Non si conosce con precisione la data del suo ritorno a Napoli, ma questo doveva essere già avvenuto nel 1762, dal momento che il Tanucci, nell'agosto di quell'anno, lo chiamava a far parte di una ristretta giunta che doveva studiare i provvedimenti da prendersi per rendere più accurate e funzionali le amministrazioni dei comuni del Regno. Nel 1763 il C. era consigliere e caporuota nel Sacro Regio Consiglio. Negli anni successivi riscosse in varie occasioni la stima del Tanucci, dal quale ricevette molteplici incarichi. Così, nel 1766, fu nominato membro di una giunta cui fu affidato dal Consiglio di reggenza il compito di dirimere il contrasto in atto tra l'amministrazione municipale napoletana ed il Fondo dei lucri a proposito di alcune botteghe in cui si vendeva pasta. Nel 1768 il C. veniva proposto dal Tanucci, che lo definiva "abile, onesto e attento" (Lettere di B. Tanucci, p. 469), alla carica di fiscale della IV giunta di Stato, della quale era ancora membro nel 1783. Nello stesso 1768 il re Ferdinando IV, seguendo le indicazioni del padre, nominava il C. avvocato fiscale del Regio Patrimonio nella Camera di S. Chiara. Come tale egli intervenne nel 1769, per volere del re, nella giunta di Sicilia in difesa di alcune prerogative regie che si ritenevano usurpate dal vescovo di Patti.
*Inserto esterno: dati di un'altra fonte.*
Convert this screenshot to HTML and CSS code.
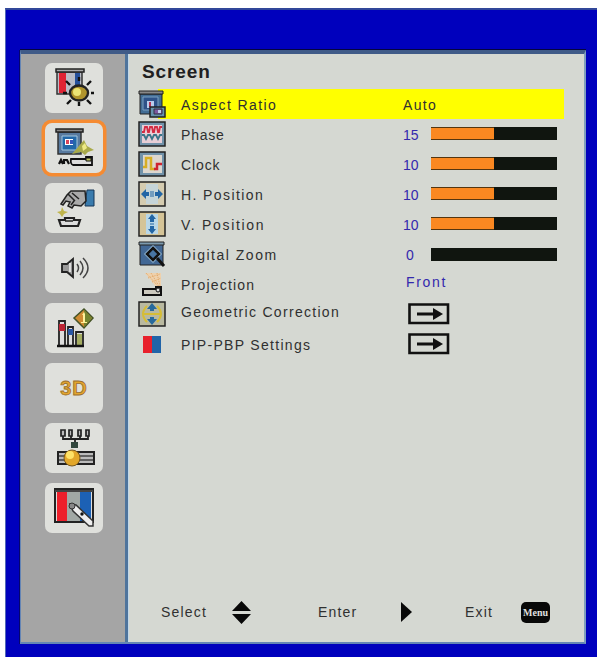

Avendo il C. dimostrato nell'esercizio della carica di avvocato fiscale della Corona nella Camera di S. Chiara "zelo, costanza, probità, buone massime e dottrina" (Lettere..., p. 603), il Tanucci, nel 1770, lo propose al re, che subito accettò, per la nomina a membro della giunta dell'Annona, ritenendolo un elemento di ben più sicura garanzia che non un nobile di "piazza". Il C. fu nominato, nel 1787, consigliere della Camera di S. Chiara e ricoprì anche la carica di delegato della Real Giurisdizione.
Nel 1759 il C. aveva avuto in dono, dallo zio Domenico, il feudo di Toritto in Terra di Bari su cui era costituito il titolo ducale. Nel 1778 ebbe per sé e per gli eredi anche il titolo di marchese. Fin dal 1773 rinunziò ai suoi possedimenti ed al titolo ducale a favore del figlio, presumibilmente Filippo, che, alla morte del C., presentò la petizione del relevio. Le rendite feudali di Toritto e la partita feudale di 102 ducati sull'arrendamento della regia dogana di Napoli, anch'essa ereditata dallo zio Domenico, furono ritenute, alla morte del C., suscettibili di dare un reddito netto di circa 4.600 ducati.
Il C. sposò Maria Francesca Pinelli, dalla quale ebbe i figli Filippo, Nicolò, Pietro, Andrea, Camillo, Maria Caterina. Morì il 2 apr. 1789 a Napoli.
Fonti e Bibl.: Arch. di Stato di Napoli, Almo Collegio dei Dottori, fascio 71; Ibid., Cedolari, 11, f 279v; 46, ff. 176 ss.; 47, f. 16v; Ibid., Relevi, 433; Ibid., Repertorio dei relevi, f. 194v; Ibid., Biografie de' magistrati de' vari tribunali dall'anno 1707 al 1740, ff. 81, 99, 102v, 123, 218; L. A. Muratori, Raccolta delle vite e famiglie degli uomini illustri del Regno di Napoli per il governo politico, Milano 1755, pp. 114, 137; Lettere di BernardoTanucci a Carlo III di Borbone(1759-1776), a cura di R. Mincuzzi, Roma 1969, pp. 130, 348, 468 s., 494, 553, 602 s., 606 e ad Indicem; R. Trifone, Le giunte di Stato a Napoli nel sec. XVIII, Napoli 1909, pp. 148, 151 s.; Nuovissimo Digesto Ital., II, p. 948.